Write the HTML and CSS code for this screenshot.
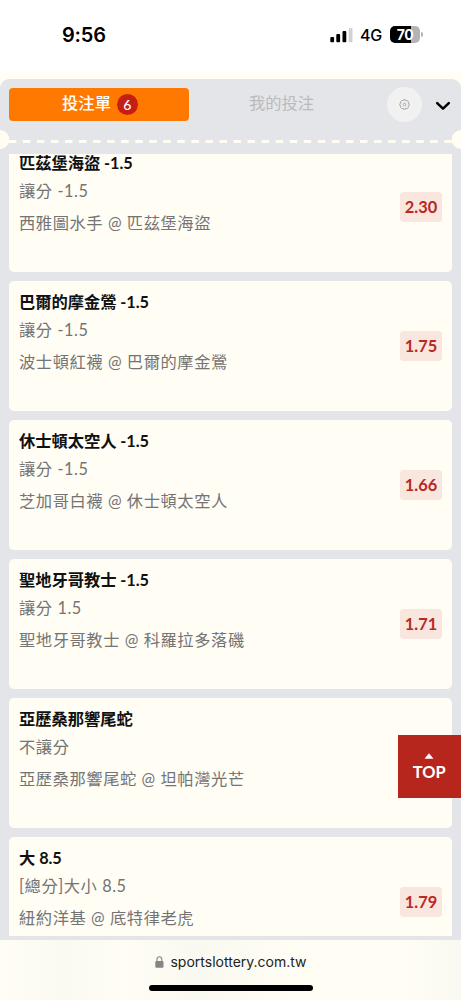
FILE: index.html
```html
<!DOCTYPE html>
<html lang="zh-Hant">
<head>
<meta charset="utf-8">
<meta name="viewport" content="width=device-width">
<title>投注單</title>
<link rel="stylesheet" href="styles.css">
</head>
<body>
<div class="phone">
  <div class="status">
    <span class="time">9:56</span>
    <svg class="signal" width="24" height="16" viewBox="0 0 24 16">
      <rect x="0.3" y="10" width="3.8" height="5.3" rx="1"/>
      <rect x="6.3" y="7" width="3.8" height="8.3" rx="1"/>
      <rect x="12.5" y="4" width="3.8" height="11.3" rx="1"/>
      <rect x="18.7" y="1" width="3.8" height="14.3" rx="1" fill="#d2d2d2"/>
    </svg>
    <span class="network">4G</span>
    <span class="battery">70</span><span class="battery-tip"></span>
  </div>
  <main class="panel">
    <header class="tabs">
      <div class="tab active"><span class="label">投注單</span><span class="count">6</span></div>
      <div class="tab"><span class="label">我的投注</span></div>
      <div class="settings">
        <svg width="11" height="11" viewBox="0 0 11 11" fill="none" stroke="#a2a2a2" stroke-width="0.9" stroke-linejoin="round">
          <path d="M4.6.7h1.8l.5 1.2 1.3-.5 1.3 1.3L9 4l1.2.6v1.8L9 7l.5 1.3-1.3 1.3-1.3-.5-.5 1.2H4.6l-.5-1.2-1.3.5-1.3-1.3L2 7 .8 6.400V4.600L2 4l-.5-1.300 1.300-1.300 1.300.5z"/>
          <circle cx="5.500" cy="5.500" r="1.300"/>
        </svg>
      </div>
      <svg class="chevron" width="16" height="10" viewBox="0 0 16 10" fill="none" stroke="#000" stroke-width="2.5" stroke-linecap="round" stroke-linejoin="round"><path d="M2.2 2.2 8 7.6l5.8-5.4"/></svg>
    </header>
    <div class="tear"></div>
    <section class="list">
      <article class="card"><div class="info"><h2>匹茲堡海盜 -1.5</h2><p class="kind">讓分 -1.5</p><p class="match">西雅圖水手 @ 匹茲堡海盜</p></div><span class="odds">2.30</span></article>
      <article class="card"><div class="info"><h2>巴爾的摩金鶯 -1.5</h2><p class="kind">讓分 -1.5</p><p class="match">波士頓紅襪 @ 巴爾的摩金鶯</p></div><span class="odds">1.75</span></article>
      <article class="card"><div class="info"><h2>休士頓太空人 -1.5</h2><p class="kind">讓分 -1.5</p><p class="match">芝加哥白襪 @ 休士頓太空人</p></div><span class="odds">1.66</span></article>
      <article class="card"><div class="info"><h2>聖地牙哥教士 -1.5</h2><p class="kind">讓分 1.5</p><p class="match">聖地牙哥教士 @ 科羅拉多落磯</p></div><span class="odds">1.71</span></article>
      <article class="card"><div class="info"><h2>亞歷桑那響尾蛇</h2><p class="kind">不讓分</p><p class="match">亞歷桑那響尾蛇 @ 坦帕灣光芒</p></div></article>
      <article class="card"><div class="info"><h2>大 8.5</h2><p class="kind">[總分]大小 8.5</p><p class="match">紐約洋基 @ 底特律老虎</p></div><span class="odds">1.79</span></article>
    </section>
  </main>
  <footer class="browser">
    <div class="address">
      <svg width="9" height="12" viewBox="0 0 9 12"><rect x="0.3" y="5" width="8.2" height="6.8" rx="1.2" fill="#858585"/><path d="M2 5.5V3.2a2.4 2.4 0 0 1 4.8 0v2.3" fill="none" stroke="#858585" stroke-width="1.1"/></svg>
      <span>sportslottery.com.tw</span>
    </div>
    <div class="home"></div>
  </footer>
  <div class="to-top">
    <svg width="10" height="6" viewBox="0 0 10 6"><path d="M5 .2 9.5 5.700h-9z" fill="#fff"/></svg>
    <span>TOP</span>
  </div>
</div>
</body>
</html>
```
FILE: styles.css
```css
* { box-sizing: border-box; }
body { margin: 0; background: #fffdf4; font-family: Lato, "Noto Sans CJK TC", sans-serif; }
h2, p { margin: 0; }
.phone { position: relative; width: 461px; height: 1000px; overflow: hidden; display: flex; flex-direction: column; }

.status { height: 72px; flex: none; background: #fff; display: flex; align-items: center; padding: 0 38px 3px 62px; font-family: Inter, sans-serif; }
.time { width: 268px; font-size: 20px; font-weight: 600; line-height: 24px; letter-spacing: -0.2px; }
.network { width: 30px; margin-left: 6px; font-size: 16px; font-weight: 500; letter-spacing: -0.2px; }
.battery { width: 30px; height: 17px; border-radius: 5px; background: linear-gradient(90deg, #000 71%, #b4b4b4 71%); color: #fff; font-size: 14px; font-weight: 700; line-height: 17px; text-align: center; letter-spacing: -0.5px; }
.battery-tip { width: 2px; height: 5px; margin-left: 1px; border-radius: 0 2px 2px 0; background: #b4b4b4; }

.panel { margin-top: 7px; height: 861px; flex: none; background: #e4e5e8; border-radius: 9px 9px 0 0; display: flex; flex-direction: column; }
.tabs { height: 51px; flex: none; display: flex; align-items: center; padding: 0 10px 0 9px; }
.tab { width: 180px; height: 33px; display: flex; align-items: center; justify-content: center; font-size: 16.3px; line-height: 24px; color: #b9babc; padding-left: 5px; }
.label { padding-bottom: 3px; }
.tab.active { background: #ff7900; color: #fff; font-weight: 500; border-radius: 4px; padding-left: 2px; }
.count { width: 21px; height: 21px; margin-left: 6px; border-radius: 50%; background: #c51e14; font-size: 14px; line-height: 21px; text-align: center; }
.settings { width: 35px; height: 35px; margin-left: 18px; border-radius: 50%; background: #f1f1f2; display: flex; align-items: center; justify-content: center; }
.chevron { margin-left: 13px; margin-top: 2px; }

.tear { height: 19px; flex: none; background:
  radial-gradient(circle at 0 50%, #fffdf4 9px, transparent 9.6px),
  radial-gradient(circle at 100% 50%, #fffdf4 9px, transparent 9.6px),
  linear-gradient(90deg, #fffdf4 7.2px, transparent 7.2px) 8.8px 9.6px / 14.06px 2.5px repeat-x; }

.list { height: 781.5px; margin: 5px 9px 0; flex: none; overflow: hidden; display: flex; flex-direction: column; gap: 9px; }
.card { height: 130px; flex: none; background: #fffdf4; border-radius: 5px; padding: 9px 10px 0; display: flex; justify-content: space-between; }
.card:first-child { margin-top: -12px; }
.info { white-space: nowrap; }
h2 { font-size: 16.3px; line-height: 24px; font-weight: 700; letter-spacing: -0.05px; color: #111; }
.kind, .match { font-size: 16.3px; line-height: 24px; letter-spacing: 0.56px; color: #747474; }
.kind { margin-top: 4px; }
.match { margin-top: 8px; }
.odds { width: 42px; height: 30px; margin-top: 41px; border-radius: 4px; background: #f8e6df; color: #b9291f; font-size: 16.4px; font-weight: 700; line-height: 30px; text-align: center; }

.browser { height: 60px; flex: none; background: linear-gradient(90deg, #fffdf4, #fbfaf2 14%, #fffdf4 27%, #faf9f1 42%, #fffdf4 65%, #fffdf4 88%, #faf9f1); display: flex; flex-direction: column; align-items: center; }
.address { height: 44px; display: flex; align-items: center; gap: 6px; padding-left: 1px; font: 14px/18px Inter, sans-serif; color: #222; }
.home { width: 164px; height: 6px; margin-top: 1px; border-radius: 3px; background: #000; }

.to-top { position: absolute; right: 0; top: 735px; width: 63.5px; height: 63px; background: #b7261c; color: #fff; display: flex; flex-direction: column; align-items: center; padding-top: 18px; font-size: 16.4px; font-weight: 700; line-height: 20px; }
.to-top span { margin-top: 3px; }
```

--

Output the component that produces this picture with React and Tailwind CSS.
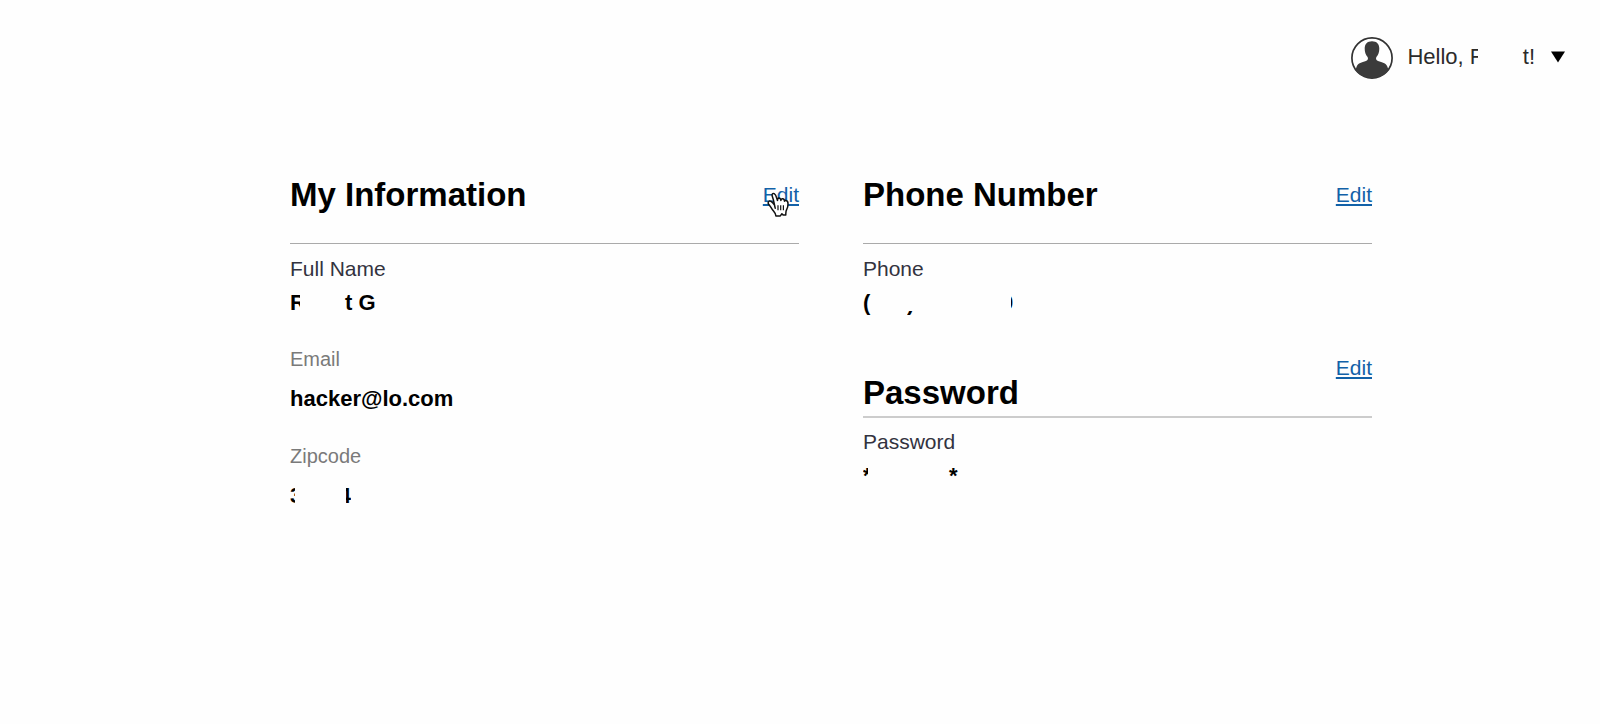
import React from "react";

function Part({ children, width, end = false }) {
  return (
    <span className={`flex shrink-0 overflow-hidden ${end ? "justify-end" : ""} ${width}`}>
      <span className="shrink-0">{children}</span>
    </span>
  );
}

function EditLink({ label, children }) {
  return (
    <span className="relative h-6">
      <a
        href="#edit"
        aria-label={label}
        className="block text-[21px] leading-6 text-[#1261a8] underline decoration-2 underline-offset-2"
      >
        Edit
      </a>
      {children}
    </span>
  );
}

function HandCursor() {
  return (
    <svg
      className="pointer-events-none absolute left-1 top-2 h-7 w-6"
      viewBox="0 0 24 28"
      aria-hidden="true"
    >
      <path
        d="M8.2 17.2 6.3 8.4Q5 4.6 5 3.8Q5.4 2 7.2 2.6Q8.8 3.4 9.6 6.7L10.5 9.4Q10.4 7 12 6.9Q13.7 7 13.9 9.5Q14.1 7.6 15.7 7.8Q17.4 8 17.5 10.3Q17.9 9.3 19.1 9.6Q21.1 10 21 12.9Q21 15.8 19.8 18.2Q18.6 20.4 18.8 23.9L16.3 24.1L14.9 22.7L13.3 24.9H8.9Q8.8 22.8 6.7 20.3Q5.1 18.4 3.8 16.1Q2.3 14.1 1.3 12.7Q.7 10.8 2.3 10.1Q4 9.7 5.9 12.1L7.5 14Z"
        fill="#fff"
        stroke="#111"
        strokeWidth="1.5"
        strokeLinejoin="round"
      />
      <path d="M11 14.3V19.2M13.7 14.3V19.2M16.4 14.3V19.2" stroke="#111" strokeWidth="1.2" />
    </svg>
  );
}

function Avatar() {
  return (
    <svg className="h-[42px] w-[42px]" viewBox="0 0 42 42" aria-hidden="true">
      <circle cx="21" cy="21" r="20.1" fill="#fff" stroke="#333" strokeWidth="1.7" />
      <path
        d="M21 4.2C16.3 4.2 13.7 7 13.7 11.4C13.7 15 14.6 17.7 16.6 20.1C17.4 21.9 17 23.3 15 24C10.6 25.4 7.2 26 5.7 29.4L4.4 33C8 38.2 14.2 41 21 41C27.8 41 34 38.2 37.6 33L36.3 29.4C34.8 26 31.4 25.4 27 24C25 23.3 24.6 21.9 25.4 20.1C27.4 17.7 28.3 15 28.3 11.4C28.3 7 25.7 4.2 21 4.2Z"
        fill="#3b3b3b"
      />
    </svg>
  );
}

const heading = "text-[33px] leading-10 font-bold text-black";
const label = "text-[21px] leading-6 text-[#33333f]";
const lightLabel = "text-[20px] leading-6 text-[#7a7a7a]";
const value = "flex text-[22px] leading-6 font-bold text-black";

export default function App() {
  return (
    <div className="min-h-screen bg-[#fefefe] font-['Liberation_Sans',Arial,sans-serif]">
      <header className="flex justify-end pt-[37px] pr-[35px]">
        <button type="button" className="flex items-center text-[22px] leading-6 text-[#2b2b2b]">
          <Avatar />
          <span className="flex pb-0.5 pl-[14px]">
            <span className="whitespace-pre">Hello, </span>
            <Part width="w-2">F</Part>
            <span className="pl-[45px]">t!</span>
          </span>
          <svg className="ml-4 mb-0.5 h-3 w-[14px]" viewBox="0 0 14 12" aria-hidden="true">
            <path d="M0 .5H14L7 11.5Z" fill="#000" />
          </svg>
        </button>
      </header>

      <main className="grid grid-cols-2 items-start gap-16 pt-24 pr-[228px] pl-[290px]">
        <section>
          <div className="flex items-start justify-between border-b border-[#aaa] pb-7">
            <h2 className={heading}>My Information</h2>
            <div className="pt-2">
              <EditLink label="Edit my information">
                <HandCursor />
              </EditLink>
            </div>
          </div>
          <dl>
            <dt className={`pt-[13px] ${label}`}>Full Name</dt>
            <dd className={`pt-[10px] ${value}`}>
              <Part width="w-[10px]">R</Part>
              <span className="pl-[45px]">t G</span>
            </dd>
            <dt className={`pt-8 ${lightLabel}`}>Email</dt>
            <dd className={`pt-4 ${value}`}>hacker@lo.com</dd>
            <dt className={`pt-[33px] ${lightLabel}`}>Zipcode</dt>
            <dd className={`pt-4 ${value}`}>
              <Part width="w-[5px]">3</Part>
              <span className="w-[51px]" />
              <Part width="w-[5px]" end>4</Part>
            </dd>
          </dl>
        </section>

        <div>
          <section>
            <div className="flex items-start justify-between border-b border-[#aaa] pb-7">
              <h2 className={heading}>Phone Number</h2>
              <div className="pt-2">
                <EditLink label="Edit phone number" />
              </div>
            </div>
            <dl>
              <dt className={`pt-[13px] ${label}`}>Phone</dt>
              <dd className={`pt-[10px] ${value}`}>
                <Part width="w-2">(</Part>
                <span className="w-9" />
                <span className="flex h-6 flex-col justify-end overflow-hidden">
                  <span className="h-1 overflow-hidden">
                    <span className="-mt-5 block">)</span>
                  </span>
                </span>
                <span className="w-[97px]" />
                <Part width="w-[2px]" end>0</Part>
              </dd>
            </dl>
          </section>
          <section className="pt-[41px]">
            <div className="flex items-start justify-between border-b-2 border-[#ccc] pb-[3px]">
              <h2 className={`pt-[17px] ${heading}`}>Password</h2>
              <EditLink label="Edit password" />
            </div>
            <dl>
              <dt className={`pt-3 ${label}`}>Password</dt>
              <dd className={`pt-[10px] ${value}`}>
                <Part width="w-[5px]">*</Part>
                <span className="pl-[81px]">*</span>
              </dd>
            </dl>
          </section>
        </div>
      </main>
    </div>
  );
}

• **Prompt**: Transcribe the lines between the one holding "Output the component" and the one holding "import React from", inclusive, and leave out any pictures.

• **Complete output**:
Output the component that produces this picture with React and Tailwind CSS.
import React from "react";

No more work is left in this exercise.